McLaren argues that "it is better to say" that God's sovereignty is not totalitarian.

"God isn't the kind of king interested in absolute control. God wouldn't create that kind of relationship with the universe because God isn't that kind of God," he contends. "Instead, God creates space and time for a universe to be, to become, to unfold in its own story, its own evolution. God's kingship is God's absolute commitment to be with us, whatever happens, always working to bring good from evil, healing from suffering, reconciliation from conflict, and hope from despair."

"The kingdom or sovereignty of God that Jesus proclaims ... doesn't come with the power of unilateral control but with a radically different kind of power: the gentle power (Paul dares call it 'weakness') of love."

The God McLaren sees imaged in Jesus is an unarmed man with courage and kindness, who washes the feet of his subjects, and whose power is revealed not by killing and conquering but by suffering and dying and rising again.

"I think it is fair to suggest that Dr. Piper sees Jesus's suffering on the cross in the same light he sees the suffering of the Japanese in the wake of their triple catastrophe: God has inflicted this suffering and so we must accept it as God's will and that trust God had a good reason for choosing to do it this way," McLaren notes.

"Like Dr. Piper, I see a certain commonality between Christ on the cross and the people suffering in Japan.

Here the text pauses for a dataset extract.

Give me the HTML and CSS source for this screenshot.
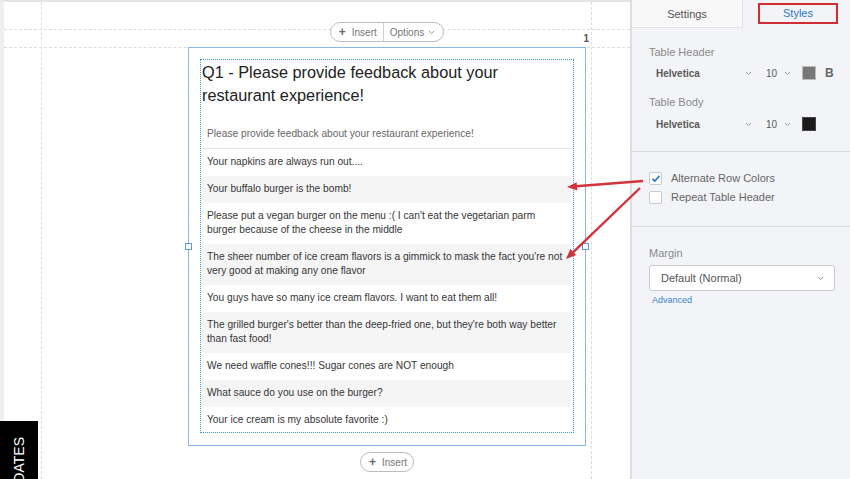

But it is not that God is unilaterally taking life in both cases: it is that God, incarnated in Jesus, is present in the suffering and evil of life, feeling our pain, weeping with us in solidarity, sharing our losses and bearing our scars, moving with and in us to provide empathy and aid and much, much more. That is not an answer in the sense of an explanation, I suppose, but it is something precious: it's the kingdom that cannot be shaken."

With thousands still missing in the aftermath of the Japan quake and the country's nuclear crisis still unresolved, both pastors are calling for action and love on the part of Christians.

Piper is urging Christians to help relieve suffering in Japan and to extend empathy and aid to all, including enemies.

He is also calling on believers to help provide relief from eternal suffering, encouraging them to "step forward with extraordinary, sacrificial love to show more clearly the mercy of Christ who laid down his life in the midst of the Father's judgment. The suffering and death of Jesus Christ for the sin of the world is the one place where empathy, aid, and answers meet. He invites everyone to come for all three."